_What is asked_
Copy out each line in the material below that has the word "this".

_Code that builds pages_
**********

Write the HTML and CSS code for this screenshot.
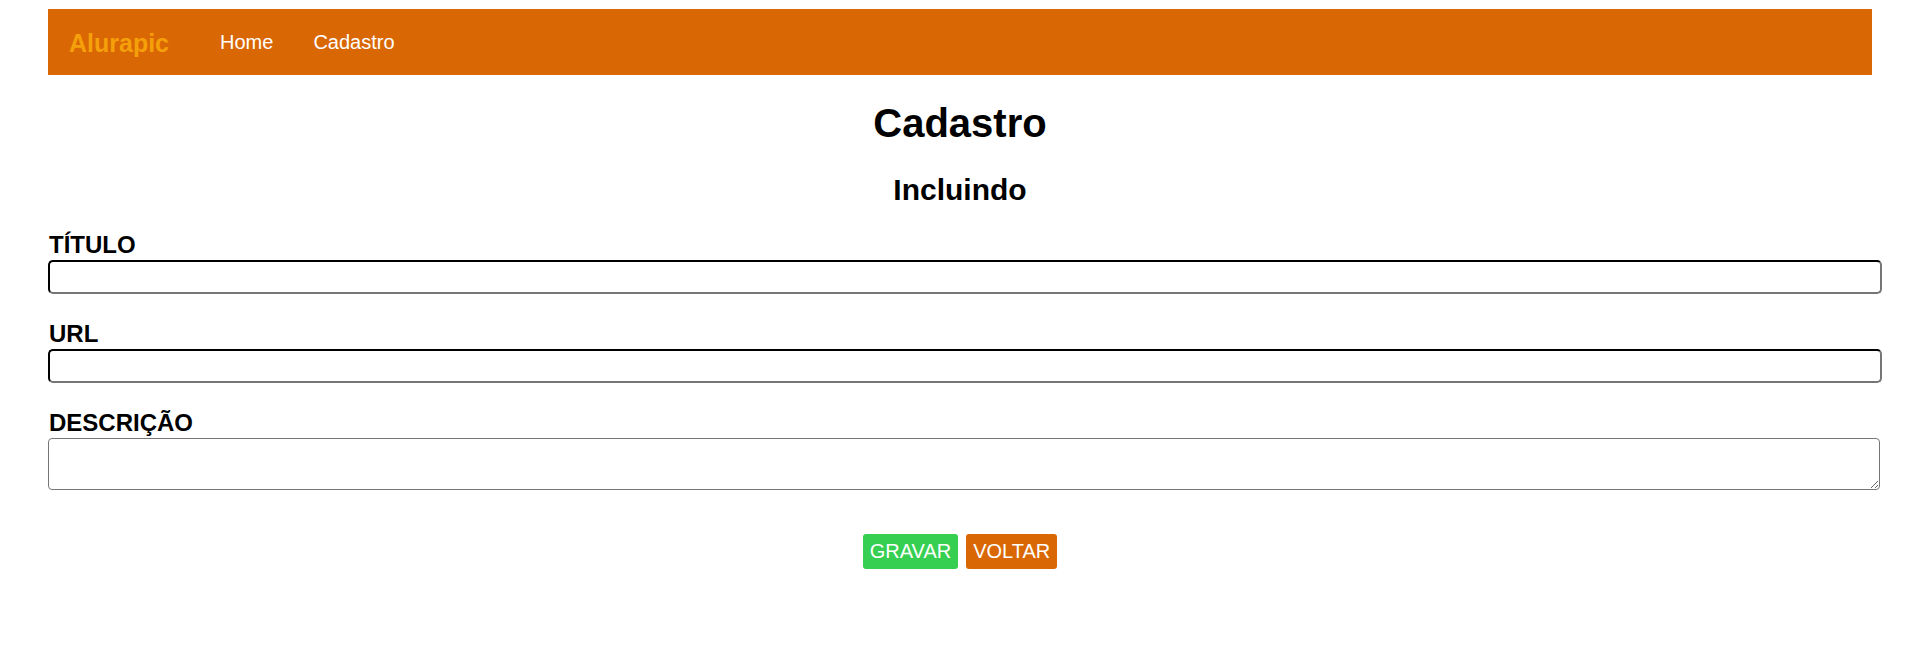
FILE: index.html
```html
<!DOCTYPE html>
<html lang="pt-BR">
<head>
<meta charset="utf-8">
<title>Alurapic - Cadastro</title>
<link rel="stylesheet" href="styles.css">
</head>
<body>
<div class="container">
  <nav class="navbar">
    <a class="brand" href="#">Alurapic</a>
    <ul class="nav-links">
      <li><a href="#">Home</a></li>
      <li><a href="#">Cadastro</a></li>
    </ul>
  </nav>
  <h1 class="title">Cadastro</h1>
  <h2 class="subtitle">Incluindo</h2>
  <form class="form">
    <div class="field">
      <label class="label" for="titulo">TÍTULO</label>
      <input class="input" id="titulo" type="text">
    </div>
    <div class="field">
      <label class="label" for="url">URL</label>
      <input class="input" id="url" type="text">
    </div>
    <div class="field">
      <label class="label" for="descricao">DESCRIÇÃO</label>
      <textarea class="textarea" id="descricao"></textarea>
    </div>
    <div class="actions">
      <button class="btn btn-green" type="button">GRAVAR</button>
      <button class="btn btn-orange" type="button">VOLTAR</button>
    </div>
  </form>
</div>
</body>
</html>
```

FILE: styles.css
```css
* { box-sizing: border-box; }

html, body {
  margin: 0;
  padding: 0;
  background: #ffffff;
}

body {
  font-family: "Liberation Sans", Arial, sans-serif;
  color: #000;
}

.container {
  padding: 9px 48px 0 48px;
}

.navbar {
  display: flex;
  align-items: center;
  height: 66px;
  background: #d96704;
  padding: 0 0 0 21px;
}

.brand {
  font-size: 25px;
  font-weight: bold;
  color: #f5a00a;
  text-decoration: none;
  margin-right: 31px;
  line-height: 28px;
  padding-top: 2px;
}

.nav-links {
  list-style: none;
  display: flex;
  margin: 0;
  padding: 0;
}

.nav-links a {
  display: block;
  padding: 0 20px;
  font-size: 20px;
  line-height: 24px;
  color: #fff;
  text-decoration: none;
}

.title {
  margin: 25px 0 0 0;
  font-size: 40px;
  line-height: 46px;
  text-align: center;
  font-weight: bold;
}

.subtitle {
  margin: 27px 0 0 0;
  font-size: 30px;
  line-height: 34px;
  text-align: center;
  font-weight: bold;
}

.form {
  display: flex;
  flex-direction: column;
  margin-top: 23px;
}

.field {
  display: flex;
  flex-direction: column;
  margin-bottom: 25px;
}

.label {
  font-size: 24px;
  line-height: 26px;
  font-weight: bold;
  padding: 2px 0 0 1px;
}

.input {
  margin-top: 2px;
  width: calc(100% + 10px);
  height: 34px;
  border: 2px inset #767676;
  border-top-color: #1f1f1f;
  border-left-color: #1f1f1f;
  border-right-color: #767676;
  border-bottom-color: #767676;
  border-radius: 5px;
  background: #fff;
  font-size: 20px;
  padding: 2px 4px;
}

.textarea {
  margin-top: 2px;
  width: calc(100% + 8px);
  height: 52px;
  border: 1px solid #767676;
  border-radius: 4px;
  background: #fff;
  font-size: 16px;
  padding: 2px;
  font-family: "Liberation Mono", monospace;
}

.actions {
  display: flex;
  justify-content: center;
  gap: 8px;
  margin-top: 19px;
}

.btn {
  height: 35px;
  padding: 0 7px;
  border: none;
  border-radius: 3px;
  color: #fff;
  font-family: "Liberation Sans", Arial, sans-serif;
  font-size: 20px;
  line-height: 35px;
  cursor: pointer;
}

.btn-green { background: #36cf52; }
.btn-orange { background: #d96704; }
```
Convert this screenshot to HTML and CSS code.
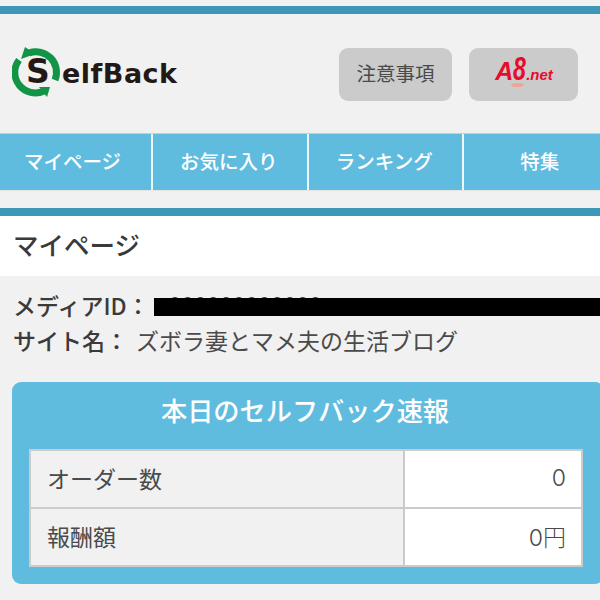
FILE: index.html
```html
<!DOCTYPE html>
<html lang="ja">
<head>
  <meta charset="UTF-8" />
  <title>SelfBack</title>
  <link rel="stylesheet" href="styles.css">
</head>
<body>
  <div class="header">
    <div class="logo">
      <svg class="logo-ring" width="50" height="50" viewBox="0 0 50 50">
        <path d="M17 6 A20.5 20.5 0 0 1 43 33" class="ring" />
        <path d="M32 44 A20.5 20.5 0 0 1 7 13" class="ring" />
        <path d="M13 0 L9 12 L23 7 Z" class="arrow" />
        <path d="M38 40 L27 40 L35 50 Z" class="arrow" />
      </svg>
      <span class="logo-s">S</span>
      <span class="logo-text">elfBack</span>
    </div>
    <div class="header-btns">
      <a class="btn btn-notice">注意事項</a>
      <a class="btn btn-a8"><span class="a8-a">A</span><span class="a8-eight"><span class="a8-digit">8</span><i class="a8-mark"></i></span><span class="a8-net">.net</span></a>
    </div>
  </div>

  <div class="nav">
    <a class="nav-item">マイページ</a>
    <a class="nav-item">お気に入り</a>
    <a class="nav-item">ランキング</a>
    <a class="nav-item">特集</a>
  </div>

  <div class="title-bar">
    <h1>マイページ</h1>
  </div>

  <div class="info">
    <div class="info-row">
      <b>メディアID：</b>
      <span class="media-id">000000000000<i class="redact"></i></span>
    </div>
    <div class="info-row">
      <b>サイト名：</b>
      <span class="site-name">ズボラ妻とマメ夫の生活ブログ</span>
    </div>
  </div>

  <div class="report">
    <h2>本日のセルフバック速報</h2>
    <table class="report-table">
      <tr>
        <th>オーダー数</th>
        <td>0</td>
      </tr>
      <tr>
        <th>報酬額</th>
        <td>0円</td>
      </tr>
    </table>
  </div>
</body>
</html>
```

FILE: styles.css
```css
* {
  margin: 0;
  padding: 0;
  box-sizing: border-box;
}

body {
  font-family: "Noto Sans CJK JP", "Noto Sans", sans-serif;
  background: #f1f1f1;
  color: #3c3c3c;
  height: 600px;
  overflow: hidden;
  padding-top: 6px;
}

.header {
  border-top: 8px solid #3d98b8;
  height: 127px;
  display: flex;
  justify-content: space-between;
  align-items: flex-start;
  padding: 33px 22px 0 12px;
}

.logo {
  position: relative;
  display: flex;
  align-items: center;
  width: 170px;
  height: 50px;
}

.logo-ring {
  flex: none;
}

.ring {
  fill: none;
  stroke: #129447;
  stroke-width: 7;
}

.arrow {
  fill: #129447;
}

.logo-s {
  position: absolute;
  left: 14px;
  top: 6px;
  font-family: "DejaVu Sans", sans-serif;
  font-weight: bold;
  font-size: 33px;
  line-height: 38px;
  color: #231815;
}

.logo-text {
  font-family: "DejaVu Sans", sans-serif;
  font-weight: bold;
  font-size: 27px;
  line-height: 30px;
  letter-spacing: 0.5px;
  color: #231815;
  margin: 4px 0 0 0;
}

.header-btns {
  display: flex;
  gap: 17px;
  margin-top: 1px;
}

.btn {
  display: flex;
  justify-content: center;
  align-items: center;
  height: 53px;
  background: #cbcbcb;
  border-radius: 9px;
  font-size: 19.5px;
  color: #4a4a4a;
}

.btn-notice {
  width: 113px;
  padding-bottom: 4px;
}

.btn-a8 {
  width: 109px;
  font-family: "Liberation Sans", sans-serif;
  font-weight: bold;
  font-style: italic;
  color: #e60c2c;
  align-items: baseline;
  padding: 3px 0 0 1px;
}

.a8-a {
  font-size: 25px;
  line-height: 36px;
}

.a8-eight {
  position: relative;
  width: 13px;
  font-size: 33px;
  line-height: 36px;
}

.a8-digit {
  display: inline-block;
  transform: scaleX(0.7);
  transform-origin: left;
}

.a8-mark {
  position: absolute;
  left: -2px;
  bottom: 0;
  width: 13px;
  height: 4px;
  border-radius: 50%;
  background: #efa595;
}

.a8-net {
  font-size: 15px;
}

.nav {
  display: flex;
  height: 58px;
  background: #60bcdf;
  border-top: 1px solid #a9d8ea;
  border-bottom: 1px solid #e4e4e4;
  overflow: hidden;
}

.nav-item {
  flex: 0 0 155.5px;
  display: flex;
  justify-content: center;
  align-items: center;
  color: #fff;
  font-size: 19.5px;
  font-weight: 500;
  padding: 0 2px 3px 0;
  border-right: 2px solid #eef7fb;
}

.nav-item:first-child {
  flex-basis: 153px;
  padding-right: 6px;
}

.nav-item:last-child {
  padding-right: 4px;
  border-right: none;
}

.title-bar {
  margin-top: 17px;
  border-top: 8px solid #3d98b8;
  background: #fff;
  height: 68px;
  padding: 10px 13px 0;
}

h1 {
  font-size: 25.5px;
  line-height: 36px;
  font-weight: 500;
  color: #3a3a3a;
}

.info {
  padding: 12px 0 0 13px;
  font-size: 23px;
  line-height: 35px;
}

.info-row {
  display: flex;
}

.info-row b {
  font-weight: 500;
  color: #3a3a3a;
}

.media-id {
  position: relative;
  flex: 1;
  margin-left: 4px;
  padding-left: 15px;
  line-height: 33px;
  white-space: nowrap;
}

.redact {
  position: absolute;
  left: 0;
  right: 0;
  top: 10px;
  height: 18px;
  background: #000;
}

.site-name {
  margin-left: 8px;
  color: #4a4a4a;
}

.report {
  margin: 24px -4px 0 12px;
  height: 202px;
  background: #60bcdf;
  border-radius: 9px;
  padding: 6px 21px 0 18px;
}

h2 {
  font-size: 26.2px;
  line-height: 44px;
  font-weight: 500;
  color: #fff;
  text-align: center;
  padding-right: 3px;
}

.report-table {
  width: 554px;
  margin: 17px 0 0 -1px;
  border-collapse: collapse;
  font-size: 23px;
  color: #4a4a4a;
}

.report-table th,
.report-table td {
  border: 2px solid #cbcbcb;
  height: 58px;
  padding: 0 15px 2px 16px;
}

.report-table th {
  width: 374px;
  background: #f1f1f1;
  font-weight: normal;
  text-align: left;
}

.report-table td {
  font-family: Inter, "Noto Sans CJK JP", sans-serif;
  font-weight: 300;
  background: #fff;
  text-align: right;
}
```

**********

_Exercise answer_
Write the HTML and CSS code for this screenshot.
Convert this screenshot to HTML and CSS code.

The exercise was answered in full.